Collins’s view is that the FA could govern with a clear view from its podium at Wembley, not be cowed by Premier League wealth and power, if a majority were independents and FA executives. Collins also swiped a ball into the permanently open goal that is the FA council, pointing to its 122 mostly elderly representatives of the game’s amateur hinterlands, this time choosing the line that there are more people on it over 80 (12), than women (eight). One of Collins’s colleagues, Nigel Huddleston, Conservative MP for Mid‑Worcestershire, had the humility to acknowledge that their committee is also made up overwhelmingly of white middle-aged men, with more Nigels (two) than women (one).

Collins’s view that independent directors would render the FA a robust and independent governing body is seen as overambitious by the doggedly campaigning chair of the Football Supporters Federation, Malcolm Clarke. He knows the FA intimately having served on the council for 10 years as the sole representative of supporters. While acknowledging that the council, of course, has to change, he points out that in fact it has very little power, and is constituted mostly of men, however old and blazer-wearing, who have given a lifetime’s voluntary service to grassroots football without ever being a paid a penny.

“In our experience,” the FSF noted in its submission to the FA’s governance review, “many council members would like nothing more than to be able to trim the power and influence of the Premier League and re-establish the FA as the sole effective governing body of the game.”

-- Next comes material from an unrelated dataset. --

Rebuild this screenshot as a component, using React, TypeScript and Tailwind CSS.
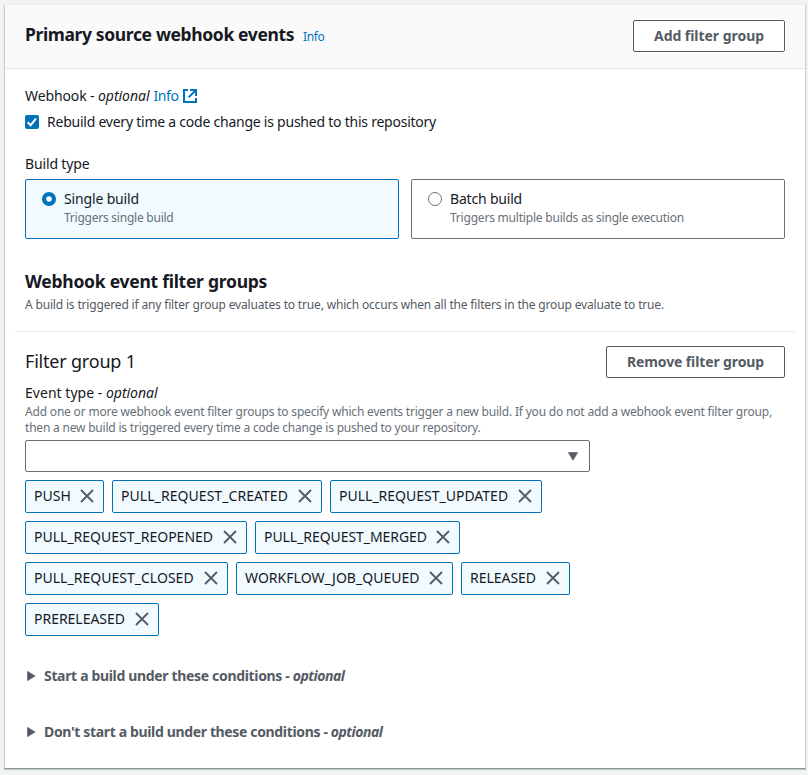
import type { ReactNode } from "react";

const tagRows = [
  [
    { label: "PUSH", box: "w-[79px]", track: "tracking-[0.059px]" },
    { label: "PULL_REQUEST_CREATED", box: "w-[210px]", track: "tracking-[0.059px]" },
    { label: "PULL_REQUEST_UPDATED", box: "w-[212px]", track: "tracking-[0px]" },
  ],
  [
    { label: "PULL_REQUEST_REOPENED", box: "w-[222px]", track: "tracking-[0px]" },
    { label: "PULL_REQUEST_MERGED", box: "w-[205px]", track: "tracking-[-0.058px]" },
  ],
  [
    { label: "PULL_REQUEST_CLOSED", box: "w-[203px]", track: "tracking-[0.02px]" },
    { label: "WORKFLOW_JOB_QUEUED", box: "w-[217px]", track: "tracking-[0.02px]" },
    { label: "RELEASED", box: "w-[109px]", track: "tracking-[-0.031px]" },
  ],
  [{ label: "PRERELEASED", box: "w-[134px]", track: "tracking-[-0.019px]" }],
];

function Tag({ label, box, track }: { label: string; box: string; track: string }) {
  return (
    <div className={`flex h-[33px] items-center justify-between rounded-[2px] border border-[#0073bb] bg-[#f1faff] pr-[9px] pb-px pl-2 whitespace-nowrap ${box}`}>
      <span className={track}>{label}</span>
      <svg width="14" height="14" viewBox="0 0 14 14" fill="none" stroke="#545b64" strokeWidth="1.8">
        <path d="M1 1l12 12M13 1L1 13" />
      </svg>
    </div>
  );
}

function Button({ children, className }: { children: ReactNode; className: string }) {
  return (
    <button className={`flex h-8 items-center justify-center rounded-[2px] border border-[#545b64] bg-white font-bold whitespace-nowrap text-[#545b64] ${className}`}>
      {children}
    </button>
  );
}

function Expander({ label, track }: { label: string; track: string }) {
  return (
    <div className="flex h-5 items-center font-bold whitespace-pre text-[#545b64]">
      <svg width="9" height="10" viewBox="0 0 9 10" className="mr-[8px] ml-[2px]">
        <path d="M0.3 0.3L8.2 5L0.3 9.7z" fill="#545b64" stroke="#545b64" strokeLinejoin="round" strokeWidth="0.6" />
      </svg>
      <span className={track}>{label} - </span>
      <i className="tracking-[-0.5px]">optional</i>
    </div>
  );
}

export default function App() {
  return (
    <div className="h-[775px] w-[808px] bg-[#f2f3f3] pt-1 pl-1 font-['Noto_Sans',sans-serif] text-[14px] leading-5 text-[#16191f]">
      <main className="h-[765px] w-[802px] border border-t-[#eaeded] border-r-[#d0d5d6] border-b-[#879596] border-l-[#cbd1d3] bg-white shadow-[0_1px_1px_rgba(0,28,36,0.2)]">
        <header className="flex h-16 items-start justify-between border-b border-[#e3e7e7] bg-[#fafafa] pt-[15px] pr-5 pl-5">
          <div className="flex items-baseline pt-[3px]">
            <h2 className="w-[278px] text-[17.5px] leading-[22px] font-bold tracking-[-0.37px] whitespace-nowrap">Primary source webhook events</h2>
            <a className="text-[12px] tracking-[-0.34px] text-[#0073bb]">Info</a>
          </div>
          <Button className="w-[152px] tracking-[-0.04px]">Add filter group</Button>
        </header>

        <section className="px-5">
          <div className="mt-[17px] flex h-5 items-center whitespace-pre">
            <span className="tracking-[-0.11px]">Webhook - </span>
            <i className="tracking-[-0.04px]">optional</i>
            <a className="ml-1 tracking-[-0.42px] text-[#0073bb]">Info</a>
            <svg width="14" height="14" viewBox="0 0 14 14" fill="none" stroke="#0073bb" strokeWidth="2" className="ml-1">
              <path d="M5 1H1v12h12V9" />
              <path d="M7 1h6v6M12.7 1.3L5.6 8.4" />
            </svg>
          </div>
          <label className="mt-1.5 flex h-5 items-center">
            <svg width="14" height="14" viewBox="0 0 14 14" className="mr-2">
              <rect width="14" height="14" rx="2" fill="#0073bb" />
              <path d="M2.6 7.2L5.7 10.2L11 3.5" fill="none" stroke="white" strokeWidth="2" />
            </svg>
            <span className="tracking-[-0.237px] whitespace-nowrap">Rebuild every time a code change is pushed to this repository</span>
          </label>

          <p className="mt-[22px] tracking-[-0.143px]">Build type</p>
          <div className="mt-[5px] flex gap-3">
            <div className="flex h-[60px] w-[374px] rounded-[2px] border border-[#0073bb] bg-[#f1faff] pt-[9px] pl-4">
              <svg width="14" height="14" viewBox="0 0 14 14" className="mt-[3px] mr-2">
                <circle cx="7" cy="7" r="7" fill="#0073bb" />
                <circle cx="7" cy="7" r="2.8" fill="white" />
              </svg>
              <div>
                <p className="tracking-[-0.15px]">Single build</p>
                <p className="text-[12px] leading-[18px] tracking-[-0.237px] text-[#687078]">Triggers single build</p>
              </div>
            </div>
            <div className="flex h-[60px] w-[374px] rounded-[2px] border border-[#687078] pt-[9px] pl-4">
              <svg width="14" height="14" viewBox="0 0 14 14" className="mt-[3px] mr-2">
                <circle cx="7" cy="7" r="6.5" fill="white" stroke="#687078" />
              </svg>
              <div>
                <p className="tracking-[-0.19px]">Batch build</p>
                <p className="text-[12px] leading-[18px] tracking-[-0.208px] text-[#687078]">Triggers multiple builds as single execution</p>
              </div>
            </div>
          </div>

          <h2 className="mt-[31px] text-[17.5px] leading-[22px] font-bold tracking-[-0.26px]">Webhook event filter groups</h2>
          <p className="mt-[5px] text-[12px] leading-4 tracking-[-0.168px] whitespace-nowrap text-[#545b64]">
            A build is triggered if any filter group evaluates to true, which occurs when all the filters in the group evaluate to true.
          </p>
        </section>

        <hr className="mx-[10px] mt-[18px] border-[#eaeded]" />

        <section className="px-5 pt-[14px]">
          <div className="flex justify-between">
            <h3 className="pt-1 text-[18px] leading-[22px] tracking-[-0.2px]">Filter group 1</h3>
            <Button className="w-[179px] tracking-[-0.12px]">Remove filter group</Button>
          </div>
          <p className="mt-[5px] whitespace-pre">
            <span className="tracking-[0.03px]">Event type - </span>
            <i className="tracking-[-0.04px]">optional</i>
          </p>
          <div className="mt-px text-[12px] leading-4 whitespace-nowrap text-[#687078]">
            <p className="tracking-[-0.186px]">Add one or more webhook event filter groups to specify which events trigger a new build. If you do not add a webhook event filter group,</p>
            <p className="tracking-[-0.205px]">then a new build is triggered every time a code change is pushed to your repository.</p>
          </div>
          <div className="mt-1 flex h-8 w-[565px] items-center justify-end rounded-[2px] border border-[#687078] pr-[11px]">
            <svg width="10" height="9" viewBox="0 0 10 9">
              <path d="M0.3 0.5H9.7L5 8.3z" fill="#545b64" stroke="#545b64" strokeLinejoin="round" strokeWidth="0.6" />
            </svg>
          </div>
          <div className="mt-2 flex flex-col gap-2">
            {tagRows.map((row) => (
              <div key={row[0].label} className="flex gap-2">
                {row.map((tag) => (
                  <Tag key={tag.label} {...tag} />
                ))}
              </div>
            ))}
          </div>
          <div className="mt-[30px] flex flex-col gap-9">
            <Expander label="Start a build under these conditions" track="tracking-[-0.335px]" />
            <Expander label="Don't start a build under these conditions" track="tracking-[-0.35px]" />
          </div>
        </section>
      </main>
    </div>
  );
}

The FSF argues that Crouch’s new code of governance does not go far enough, and is actually misguided, in seeking to make the boards of all governing bodies supreme, without insisting on fundamental change. The code requires 25% of directors, not a majority, to be independent, and sets targets for black and minority ethnic representatives and 30% women. The FSF says there should be a director representing supporters, and much more independence, before the board is made supreme; otherwise Clarke fears it will remain deadlocked.

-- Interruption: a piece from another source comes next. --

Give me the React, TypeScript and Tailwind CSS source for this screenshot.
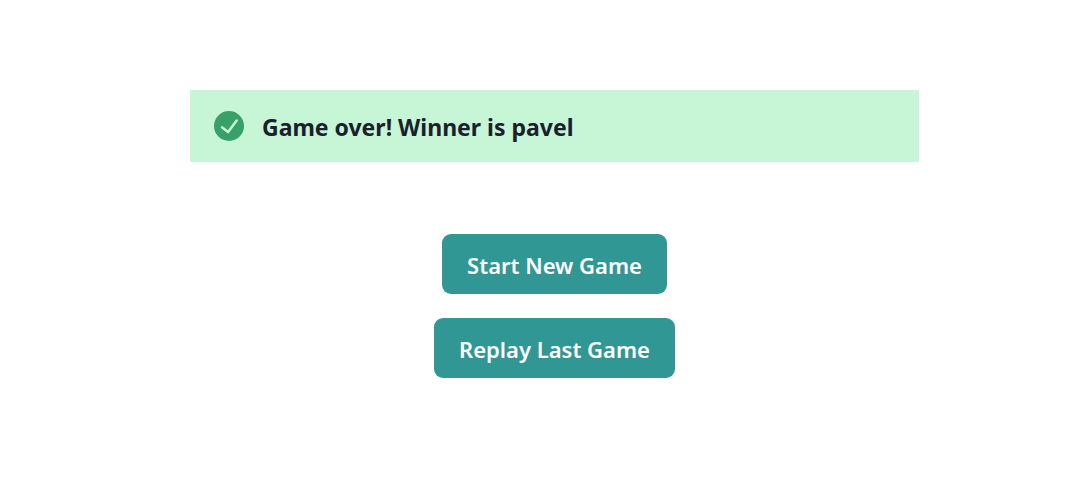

There is a danger here, that profound arguments about football’s modern character, the contrast between Premier League billions and its clubs’ oligarch investor-owners with impoverished local facilities, are being narrowed into minutiae about precise board numbers and percentages, which are of interest only to governance anoraks. If Crouch does accept Greg Clarke’s proposals, expected to include three women on the board and promises of greater diversity, no one, surely, can expect this to presage radical change.

As if to helpfully lend perspective, a couple of hours before the start of proceedings Manchester United, now registered in the Cayman Islands, issued their latest quarterly financial results. They showed that United made £158m in the three months to 31 December and expect to reap a record £530m-£540m this financial year. Yet the debt originally loaded on by the Glazer family to make the club itself pay for their own 2005 takeover, which has already cost United £1bn in interest and other finance costs, had risen by £87m, due to the fall in the value of the pound after the EU referendum. United’s borrowings, 11 years on, stand at £525m, exactly the amount the Glazers loaded on in the first place. Yet the family will still receive a dividend, which the club have said is intended to pay the Glazers £15m a year.

Just audible, among the earnest and worthy contributions from the tiny crowd of MPs, was the sound of the Premier League stirring, collectively putting its feet on its desk, checking its Tag Heuer watch, and taking another puff on its cigar.